Si nos come delante de algunas damas, tenemos trazas de rascarnos en público sin que se vea; si es en el muslo, contamos que vimos un soldado atravesado desde tal parte a tal parte, y señalamos con las manos aquellas que nos comen, rascándonos en vez de enseñarlas; si es en la iglesia, y come en el pecho, nos damos sanctus aunque sea en el introibo; levantámonos, y arrimándonos a una esquina, en son de empinamos para ver algo, nos rascamos.

¿Qué diré del mentir? Jamás se halla verdad en nuestra boca: encajamos duques y condes en las conversaciones, unos por amigos, otros por deudos, y advertimos que los tales señores o estén muertos o muy lejos. Y lo que más es de notar, que nunca nos enamoramos sino de pane lucrando, que veda la orden damas melindrosas, por lindas que sean; y así, siempre andamos en recuesta con una bodeguera por la comida, con la huéspeda por la posada, con la que abre los cuellos por el que trae el hombre; y aunque comiendo tan poco y bebiendo tan mal no se puede cumplir con tantas, por su tanda todas están contentas.

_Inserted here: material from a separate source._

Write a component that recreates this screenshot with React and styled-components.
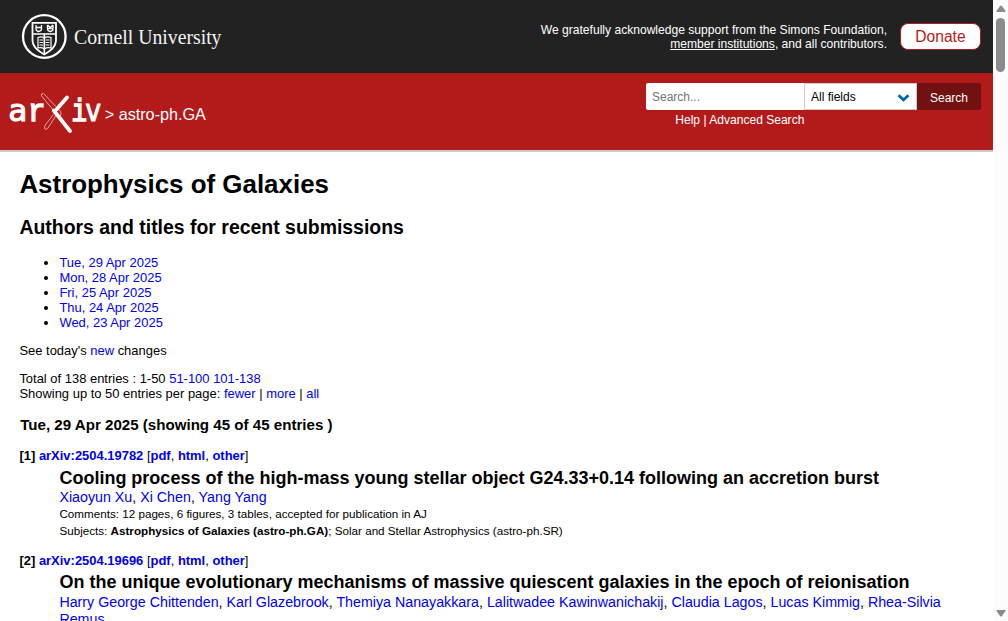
import React from "react";
import styled, { createGlobalStyle } from "styled-components";

const Global = createGlobalStyle`
  *, *::before, *::after { box-sizing: border-box; }
  html, body { margin: 0; height: 621px; overflow: hidden; }
  body { background: #fff; color: #000; font: 12.96px/15px "Liberation Sans", Arial, sans-serif; }
  a { color: #0000ee; text-decoration: none; }
`;

const Window = styled.div`
  display: flex;
  width: 1008px;
  height: 621px;
  overflow: hidden;
`;
const Page = styled.div`
  width: 993px;
  height: 621px;
  overflow: hidden;
`;
const TopBar = styled.header`
  display: flex;
  align-items: flex-start;
  height: 73px;
  padding: 0 12px 0 21px;
  background: #222;
  color: #fff;
`;
const CornellLogo = styled.svg`
  display: block;
  width: 206px;
  height: 73px;
  overflow: visible;
`;
const Support = styled.div`
  margin: 23px 13px 0 auto;
  text-align: right;
  font-size: 12.09px;
  line-height: 14px;
  a { color: #fff; text-decoration: underline; }
`;
const Donate = styled.a`
  margin-top: 23px;
  width: 81px;
  height: 27px;
  border: 1px solid #b31b1b;
  border-radius: 8px;
  background: #fff;
  text-align: center;
  font-size: 15.6px;
  line-height: 25px;
  && { color: #b31b1b; }
`;
const Banner = styled.div`
  display: flex;
  justify-content: space-between;
  height: 79px;
  padding: 0 12px 0 8px;
  background: #b31b1b;
  border-bottom: 2px solid #ccc;
  color: #fff;
`;
const Breadcrumb = styled.div`
  display: flex;
  align-items: flex-start;
`;
const ArxivLogo = styled.svg`
  display: block;
  width: 96px;
  height: 77px;
  overflow: visible;
`;
const Path = styled.span`
  margin: 31px 0 0 0.7px;
  font-size: 16.2px;
  line-height: 20px;
  white-space: pre;
`;
const SearchBlock = styled.form`
  width: 335px;
  margin: 10px 0 0;
`;
const SearchRow = styled.div`
  display: flex;
  height: 27px;
  font-size: 12px;
`;
const Input = styled.input`
  width: 158px;
  height: 27px;
  padding: 0 6px;
  border: 0;
  border-radius: 2px 0 0 2px;
  font: 12px "Liberation Sans", Arial, sans-serif;
  &::placeholder { color: #757575; opacity: 1; }
`;
const Select = styled.div`
  display: flex;
  align-items: center;
  justify-content: space-between;
  width: 113px;
  padding: 2px 6px 0 6px;
  border: 1px solid #ccc;
  background: #fff;
  color: #000;
`;
const SearchButton = styled.button`
  width: 64px;
  padding: 2px 0 0;
  border: 0;
  border-radius: 0 2px 2px 0;
  background: #711111;
  color: #fff;
  font: 12px "Liberation Sans", Arial, sans-serif;
`;
const HelpLinks = styled.div`
  padding: 3px 0 0 29.3px;
  font-size: 12.05px;
  line-height: 14px;
  a { color: #fff; }
`;
const Content = styled.main`
  padding: 17px 20px 0 19.4px;
`;
const Title = styled.h1`
  margin: 0;
  font-size: 25.92px;
  line-height: 30px;
`;
const Subtitle = styled.h2`
  margin: 16px 0 0;
  font-size: 19.44px;
  line-height: 24px;
`;
const Days = styled.ul`
  margin: 16px 0 0;
  padding: 0 0 0 40px;
`;
const Note = styled.p`
  margin: 13px 0 0;
`;
const DayHeading = styled.h3`
  margin: 15px 0 0;
  padding-left: 0.8px;
  font-size: 15.12px;
  line-height: 18px;
`;
const EntryHead = styled.div`
  margin-top: 14px;
`;
const Entry = styled.div`
  padding: ${(p) => p.$top}px 0 0 40px;
`;
const PaperTitle = styled.div`
  font-size: 18px;
  font-weight: bold;
  line-height: 20px;
`;
const Authors = styled.div`
  font-size: 14.25px;
  line-height: 17px;
  padding-top: ${(p) => p.$top}px;
`;
const MetaList = styled.div`
  margin-top: -1px;
`;
const Meta = styled.div`
  font-size: 11.67px;
  line-height: 17px;
`;
const Track = styled.div`
  display: flex;
  flex-direction: column;
  align-items: center;
  width: 15px;
  height: 621px;
  padding: 5px 0 4px;
  background: #fcfcfc;
`;
const Arrow = styled.svg`
  display: block;
  width: 10px;
  height: 8px;
  fill: #8b8b8b;
`;
const Thumb = styled.div`
  width: 9px;
  height: 54px;
  margin: 5px 0 auto;
  border-radius: 5px;
  background: #8b8b8b;
`;

const days = ["Tue, 29 Apr 2025", "Mon, 28 Apr 2025", "Fri, 25 Apr 2025", "Thu, 24 Apr 2025", "Wed, 23 Apr 2025"];

function People({ names }) {
  return names.map((n, i) => (
    <React.Fragment key={n}>
      {i > 0 && ", "}
      <a href="#">{n}</a>
    </React.Fragment>
  ));
}

function Head({ n, id }) {
  return (
    <EntryHead>
      <b>[{n}]</b> <b><a href="#">arXiv:{id}</a></b> [<b><a href="#">pdf</a></b>, <b><a href="#">html</a></b>, <b><a href="#">other</a></b>]
    </EntryHead>
  );
}

function Cornell() {
  return (
    <CornellLogo viewBox="21 0 206 73" fill="none" stroke="#fff">
      <circle cx="44.3" cy="36.5" r="21.3" strokeWidth="2.3" />
      <path d="M32.5 22.8H56V40C56 47 50 51 44.3 54.5C38.5 51 32.5 47 32.5 40Z" strokeWidth="1.8" />
      <path d="M32.5 34H56M44.3 34V54" strokeWidth="1.6" />
      <path d="M36 25V29Q36 31 38.5 31.5Q41.5 31 41.5 29V25M36 27.5H41.5M47.5 25V29Q47.5 31 50.3 31.5Q53 31 53 29V25M47.5 25L50.3 27.5L53 25M47.5 28.5H53" strokeWidth="1.3" />
      <path d="M38 37.5Q41.5 36 44.3 38Q47 36 51 37.5V48Q47 47 44.3 49Q41.5 47 38 48Z" strokeWidth="1.2" />
      <path d="M39.5 40H43M39.5 42.5H43M39.5 45H43M45.5 40H49.5M45.5 42.5H49.5M45.5 45H49.5" strokeWidth="1" />
      <text x="74" y="44" fill="#f4f4f4" stroke="none" fontFamily="Liberation Serif, serif" fontSize="21.5" textLength="147.5" lengthAdjust="spacingAndGlyphs">Cornell University</text>
    </CornellLogo>
  );
}

function Arxiv() {
  return (
    <ArxivLogo viewBox="8 73 96 77" fill="#fff" stroke="#fff" fontFamily="Liberation Mono, monospace" fontSize="31">
      <text x="8.2" y="121" strokeWidth="1" fontFamily="DejaVu Sans Mono, monospace" fontSize="29.5" textLength="19" lengthAdjust="spacingAndGlyphs">a</text>
      <text x="28" y="121" strokeWidth="1.5" textLength="17.5" lengthAdjust="spacingAndGlyphs">r</text>
      <text x="71.5" y="121" strokeWidth="1.5" textLength="15.5" lengthAdjust="spacingAndGlyphs">i</text>
      <text x="85.5" y="121" strokeWidth="1" fontFamily="DejaVu Sans, sans-serif" fontSize="30" textLength="15.5" lengthAdjust="spacingAndGlyphs">v</text>
      <path d="M41.5 94Q43.5 92.5 45 95L60.5 111.5Q62 114.5 60 116M41.5 94Q41 95 42 96.5L54 111M56 115.5L48 128Q46 130.5 44.5 128.5Q44 127 46 124L53.5 114.5" fill="none" stroke="#e3a5a5" strokeWidth="1" />
      <path d="M67 97.5L56.5 109.5M53.8 110.5L70 131" fill="none" strokeWidth="3.8" strokeLinecap="round" />
    </ArxivLogo>
  );
}

export default function App() {
  return (
    <Window>
      <Global />
      <Page>
        <TopBar>
          <Cornell />
          <Support>
            We gratefully acknowledge support from the Simons Foundation,<br />
            <a href="#">member institutions</a>, and all contributors.
          </Support>
          <Donate href="#">Donate</Donate>
        </TopBar>
        <Banner>
          <Breadcrumb>
            <Arxiv />
            <Path>&gt; astro-ph.GA</Path>
          </Breadcrumb>
          <SearchBlock>
            <SearchRow>
              <Input placeholder="Search..." />
              <Select>
                All fields
                <svg width="13" height="8" viewBox="0 0 13 8" fill="none" stroke="#0068ac" strokeWidth="2.7"><path d="M1.5 1.2L6.5 5.8L11.5 1.2" /></svg>
              </Select>
              <SearchButton type="button">Search</SearchButton>
            </SearchRow>
            <HelpLinks><a href="#">Help</a> | <a href="#">Advanced Search</a></HelpLinks>
          </SearchBlock>
        </Banner>
        <Content>
          <Title>Astrophysics of Galaxies</Title>
          <Subtitle>Authors and titles for recent submissions</Subtitle>
          <Days>{days.map((d) => <li key={d}><a href="#">{d}</a></li>)}</Days>
          <Note>See today's <a href="#">new</a> changes</Note>
          <Note>
            Total of 138 entries : 1-50 <a href="#">51-100</a> <a href="#">101-138</a><br />
            Showing up to 50 entries per page: <a href="#">fewer</a> | <a href="#">more</a> | <a href="#">all</a>
          </Note>
          <DayHeading>Tue, 29 Apr 2025 (showing 45 of 45 entries )</DayHeading>
          <Head n={1} id="2504.19782" />
          <Entry $top={5}>
            <PaperTitle>Cooling process of the high-mass young stellar object G24.33+0.14 following an accretion burst</PaperTitle>
            <Authors $top={1}><People names={["Xiaoyun Xu", "Xi Chen", "Yang Yang"]} /></Authors>
            <MetaList>
              <Meta>Comments: 12 pages, 6 figures, 3 tables, accepted for publication in AJ</Meta>
              <Meta>Subjects: <b>Astrophysics of Galaxies (astro-ph.GA)</b>; Solar and Stellar Astrophysics (astro-ph.SR)</Meta>
            </MetaList>
          </Entry>
          <Head n={2} id="2504.19696" />
          <Entry $top={4}>
            <PaperTitle>On the unique evolutionary mechanisms of massive quiescent galaxies in the epoch of reionisation</PaperTitle>
            <Authors $top={2}><People names={["Harry George Chittenden", "Karl Glazebrook", "Themiya Nanayakkara", "Lalitwadee Kawinwanichakij", "Claudia Lagos", "Lucas Kimmig", "Rhea-Silvia Remus"]} /></Authors>
          </Entry>
        </Content>
      </Page>
      <Track>
        <Arrow viewBox="0 0 10 8"><path d="M5 0.5Q5.5 0.5 6 1L9.5 6Q9.8 7 9 7H1Q0.2 7 0.5 6L4 1Q4.5 0.5 5 0.5Z" /></Arrow>
        <Thumb />
        <Arrow viewBox="0 0 10 8"><path d="M5 7.5Q5.5 7.5 6 7L9.5 2Q9.8 1 9 1H1Q0.2 1 0.5 2L4 7Q4.5 7.5 5 7.5Z" /></Arrow>
      </Track>
    </Window>
  );
}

Quien ve estas botas mías, ¿cómo pensará que andan caballeras de las piernas en pelo, sin media ni otra cosa? Y quien viere este cuello, ¿por qué ha de pensar que no tengo camisa? Pues todo esto le puede faltar a un caballero, señor licenciado; pero cuello abierto y almidonado, no. Lo uno, porque así es gran ornato de la persona, y después de haberle vuelto de una parte a otra, es de sustento, porque se ceba el hombre en el almidón, chupándole con destreza. Y al fin, señor licenciado, un caballero de nosotros ha de tener más faltas que una preñada de nueve meses, y con esto vive en la corte. Ya se ve en prosperidad y con dinero, y ya se ve en el hospital; pero, en fin, se vive, y el que se sabe bandear es rey con poco que tenga.

Tanto gusté de las extrañas maneras de vivir del hidalgo, y tanto me embebecí, que, divertido con ellas y con otras, me llegué a pie hasta Las Rozas, adonde nos quedamos aquella noche. Cenó conmigo el dicho hidalgo, que no traía blanca, y yo me hallaba obligado a sus avisos, porque con ellos abrí los ojos a muchas cosas, inclinándome a la chirlería.

Declaréle mis deseos antes que nos acostásemos; abrazóme mil veces, diciendo que siempre esperó habían de hacer impresión sus razones en hombre de tan buen entendimiento. Ofrecióme favor para introducirme en la corte con los demás cofrades del estafón, y posada en compañía de todos. Aceptéla, no declarándole que tenía los escudos que llevaba, sino hasta cien reales solos; los cuales bastaron, con la buena obra que le había hecho y hacía, a obligarle a mi amistad.

Compréle del huésped tres agujetas, atacóse, dormimos aquella noche, madrugamos y dimos con nuestros cuerpos en Madrid.